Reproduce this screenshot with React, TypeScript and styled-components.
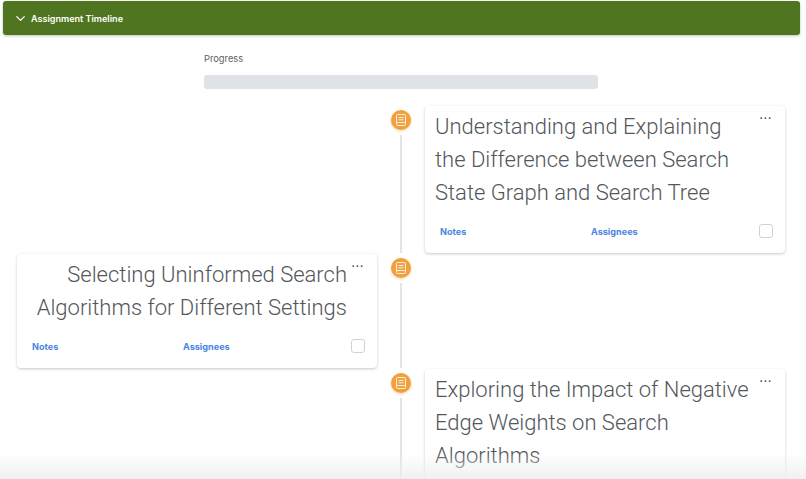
import styled, { createGlobalStyle } from "styled-components";
import { ChevronDown } from "lucide-react";

const GlobalStyle = createGlobalStyle`
  html, body {
    margin: 0;
    height: 100%;
    overflow: hidden;
    background: #fff;
    font-family: Inter, "Liberation Sans", sans-serif;
  }
`;

interface Assignment {
  title: string;
  side: "left" | "right";
}

const assignments: Assignment[] = [
  {
    title: "Understanding and Explaining the Difference between Search State Graph and Search Tree",
    side: "right",
  },
  {
    title: "Selecting Uninformed Search Algorithms for Different Settings",
    side: "left",
  },
  {
    title: "Exploring the Impact of Negative Edge Weights on Search Algorithms",
    side: "right",
  },
];

const NoteIcon = () => (
  <svg width="14" height="14" viewBox="0 0 14 14" fill="none" stroke="#fff" strokeWidth="1" opacity="0.85">
    <rect x="2.5" y="1.5" width="9" height="11" rx="1" />
    <path d="M4.5 4.5h5M4.5 6.8h5M2.5 9.6h9" />
  </svg>
);

export default function App() {
  return (
    <Page>
      <GlobalStyle />
      <Header>
        <ChevronDown size={15} strokeWidth={2} />
        <HeaderTitle>Assignment Timeline</HeaderTitle>
      </Header>
      <ProgressSection>
        <ProgressLabel>Progress</ProgressLabel>
        <ProgressTrack />
      </ProgressSection>
      <Timeline>
        {assignments.map((item) => (
          <Row key={item.title}>
            <Slot>{item.side === "left" && <AssignmentCard item={item} />}</Slot>
            <Rail>
              <Node>
                <NoteIcon />
              </Node>
              <Line />
            </Rail>
            <Slot>{item.side === "right" && <AssignmentCard item={item} />}</Slot>
          </Row>
        ))}
      </Timeline>
      <BottomFade />
    </Page>
  );
}

const AssignmentCard = ({ item }: { item: Assignment }) => (
  <Card>
    <Dots>...</Dots>
    <Title $side={item.side}>{item.title}</Title>
    <Footer>
      <LinkText>Notes</LinkText>
      <LinkText>Assignees</LinkText>
      <Check />
    </Footer>
  </Card>
);

// Styling Components
const Page = styled.div`
  position: relative;
  width: 806px;
  height: 479px;
  overflow: hidden;
  padding-top: 1px;
  box-sizing: border-box;
`;

const Header = styled.div`
  display: flex;
  align-items: center;
  gap: 3px;
  height: 34px;
  margin: 0 6px 0 3px;
  padding-left: 10px;
  box-sizing: border-box;
  background: #4f7520;
  border-radius: 3px;
  color: #fff;
  box-shadow: 0 1px 3px rgba(0, 0, 0, 0.25);
`;

const HeaderTitle = styled.span`
  margin-top: 1px;
  font-size: 9.05px;
  font-weight: 600;
  line-height: 1;
`;

const ProgressSection = styled.div`
  width: 394px;
  margin: 17px 0 0 204px;
`;

const ProgressLabel = styled.div`
  padding-top: 1px;
  font-size: 9.3px;
  line-height: 12px;
  color: #5b5f65;
`;

const ProgressTrack = styled.div`
  height: 14px;
  margin-top: 10px;
  background: #dfe2e7;
  border-radius: 3px;
`;

const Timeline = styled.div`
  margin-top: 17px;
  padding: 0 21px 0 17px;
`;

const Row = styled.div`
  display: grid;
  grid-template-columns: 360px 48px 360px;
  margin-bottom: 1px;
`;

const Slot = styled.div`
  min-width: 0;
`;

const Rail = styled.div`
  display: flex;
  flex-direction: column;
  align-items: center;
  padding-top: 4px;
`;

const Node = styled.div`
  display: flex;
  align-items: center;
  justify-content: center;
  flex: none;
  width: 20px;
  height: 20px;
  border-radius: 50%;
  background: #f0a03c;
  box-shadow: 0 1px 3px rgba(240, 160, 60, 0.45);
`;

const Line = styled.div`
  flex: 1;
  width: 2px;
  margin-top: 5px;
  background: #e2e4e8;
`;

const Card = styled.div`
  position: relative;
  padding: 4px 30px 2px 10px;
  background: #fff;
  border-radius: 4px;
  box-shadow: 0 1px 3px rgba(0, 0, 0, 0.22);
`;

const Dots = styled.span`
  position: absolute;
  top: 2px;
  right: 13px;
  font-size: 13px;
  line-height: 13px;
  letter-spacing: 0.5px;
  color: #4a4d52;
`;

const Title = styled.div<{ $side: "left" | "right" }>`
  font-family: Roboto, sans-serif;
  font-weight: 300;
  font-size: 22px;
  line-height: 33px;
  color: #53575c;
  text-align: ${({ $side }) => ($side === "left" ? "right" : "left")};
`;

const Footer = styled.div`
  display: grid;
  grid-template-columns: 151px 1fr 14px;
  align-items: center;
  height: 40px;
  margin: 2px -18px 0 5px;
`;

const LinkText = styled.span`
  font-size: 9.1px;
  font-weight: 700;
  color: #4a86e0;
`;

const Check = styled.span`
  width: 14px;
  height: 14px;
  box-sizing: border-box;
  border: 1px solid #cfd2d6;
  border-radius: 3px;
`;

const BottomFade = styled.div`
  position: absolute;
  left: 0;
  right: 0;
  bottom: 0;
  height: 26px;
  background: linear-gradient(to bottom, rgba(238, 238, 238, 0), rgba(238, 238, 238, 0.85));
  pointer-events: none;
`;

━━━━━━━━━━━━━━━━

- [WRITTEN REQUEST]: Leave out the pictures and copy the rest of the material above exactly.

- [RESULT OF THE TASK]:
Reproduce this screenshot with React, TypeScript and styled-components.
import styled, { createGlobalStyle } from "styled-components";
import { ChevronDown } from "lucide-react";

const GlobalStyle = createGlobalStyle`
  html, body {
    margin: 0;
    height: 100%;
    overflow: hidden;
    background: #fff;
    font-family: Inter, "Liberation Sans", sans-serif;
  }
`;

interface Assignment {
  title: string;
  side: "left" | "right";
}

const assignments: Assignment[] = [
  {
    title: "Understanding and Explaining the Difference between Search State Graph and Search Tree",
    side: "right",
  },
  {
    title: "Selecting Uninformed Search Algorithms for Different Settings",
    side: "left",
  },
  {
    title: "Exploring the Impact of Negative Edge Weights on Search Algorithms",
    side: "right",
  },
];

const NoteIcon = () => (
  <svg width="14" height="14" viewBox="0 0 14 14" fill="none" stroke="#fff" strokeWidth="1" opacity="0.85">
    <rect x="2.5" y="1.5" width="9" height="11" rx="1" />
    <path d="M4.5 4.5h5M4.5 6.8h5M2.5 9.6h9" />
  </svg>
);

export default function App() {
  return (
    <Page>
      <GlobalStyle />
      <Header>
        <ChevronDown size={15} strokeWidth={2} />
        <HeaderTitle>Assignment Timeline</HeaderTitle>
      </Header>
      <ProgressSection>
        <ProgressLabel>Progress</ProgressLabel>
        <ProgressTrack />
      </ProgressSection>
      <Timeline>
        {assignments.map((item) => (
          <Row key={item.title}>
            <Slot>{item.side === "left" && <AssignmentCard item={item} />}</Slot>
            <Rail>
              <Node>
                <NoteIcon />
              </Node>
              <Line />
            </Rail>
            <Slot>{item.side === "right" && <AssignmentCard item={item} />}</Slot>
          </Row>
        ))}
      </Timeline>
      <BottomFade />
    </Page>
  );
}

const AssignmentCard = ({ item }: { item: Assignment }) => (
  <Card>
    <Dots>...</Dots>
    <Title $side={item.side}>{item.title}</Title>
    <Footer>
      <LinkText>Notes</LinkText>
      <LinkText>Assignees</LinkText>
      <Check />
    </Footer>
  </Card>
);

// Styling Components
const Page = styled.div`
  position: relative;
  width: 806px;
  height: 479px;
  overflow: hidden;
  padding-top: 1px;
  box-sizing: border-box;
`;

const Header = styled.div`
  display: flex;
  align-items: center;
  gap: 3px;
  height: 34px;
  margin: 0 6px 0 3px;
  padding-left: 10px;
  box-sizing: border-box;
  background: #4f7520;
  border-radius: 3px;
  color: #fff;
  box-shadow: 0 1px 3px rgba(0, 0, 0, 0.25);
`;

const HeaderTitle = styled.span`
  margin-top: 1px;
  font-size: 9.05px;
  font-weight: 600;
  line-height: 1;
`;

const ProgressSection = styled.div`
  width: 394px;
  margin: 17px 0 0 204px;
`;

const ProgressLabel = styled.div`
  padding-top: 1px;
  font-size: 9.3px;
  line-height: 12px;
  color: #5b5f65;
`;

const ProgressTrack = styled.div`
  height: 14px;
  margin-top: 10px;
  background: #dfe2e7;
  border-radius: 3px;
`;

const Timeline = styled.div`
  margin-top: 17px;
  padding: 0 21px 0 17px;
`;

const Row = styled.div`
  display: grid;
  grid-template-columns: 360px 48px 360px;
  margin-bottom: 1px;
`;

const Slot = styled.div`
  min-width: 0;
`;

const Rail = styled.div`
  display: flex;
  flex-direction: column;
  align-items: center;
  padding-top: 4px;
`;

const Node = styled.div`
  display: flex;
  align-items: center;
  justify-content: center;
  flex: none;
  width: 20px;
  height: 20px;
  border-radius: 50%;
  background: #f0a03c;
  box-shadow: 0 1px 3px rgba(240, 160, 60, 0.45);
`;

const Line = styled.div`
  flex: 1;
  width: 2px;
  margin-top: 5px;
  background: #e2e4e8;
`;

const Card = styled.div`
  position: relative;
  padding: 4px 30px 2px 10px;
  background: #fff;
  border-radius: 4px;
  box-shadow: 0 1px 3px rgba(0, 0, 0, 0.22);
`;

const Dots = styled.span`
  position: absolute;
  top: 2px;
  right: 13px;
  font-size: 13px;
  line-height: 13px;
  letter-spacing: 0.5px;
  color: #4a4d52;
`;

const Title = styled.div<{ $side: "left" | "right" }>`
  font-family: Roboto, sans-serif;
  font-weight: 300;
  font-size: 22px;
  line-height: 33px;
  color: #53575c;
  text-align: ${({ $side }) => ($side === "left" ? "right" : "left")};
`;

const Footer = styled.div`
  display: grid;
  grid-template-columns: 151px 1fr 14px;
  align-items: center;
  height: 40px;
  margin: 2px -18px 0 5px;
`;

const LinkText = styled.span`
  font-size: 9.1px;
  font-weight: 700;
  color: #4a86e0;
`;

const Check = styled.span`
  width: 14px;
  height: 14px;
  box-sizing: border-box;
  border: 1px solid #cfd2d6;
  border-radius: 3px;
`;

const BottomFade = styled.div`
  position: absolute;
  left: 0;
  right: 0;
  bottom: 0;
  height: 26px;
  background: linear-gradient(to bottom, rgba(238, 238, 238, 0), rgba(238, 238, 238, 0.85));
  pointer-events: none;
`;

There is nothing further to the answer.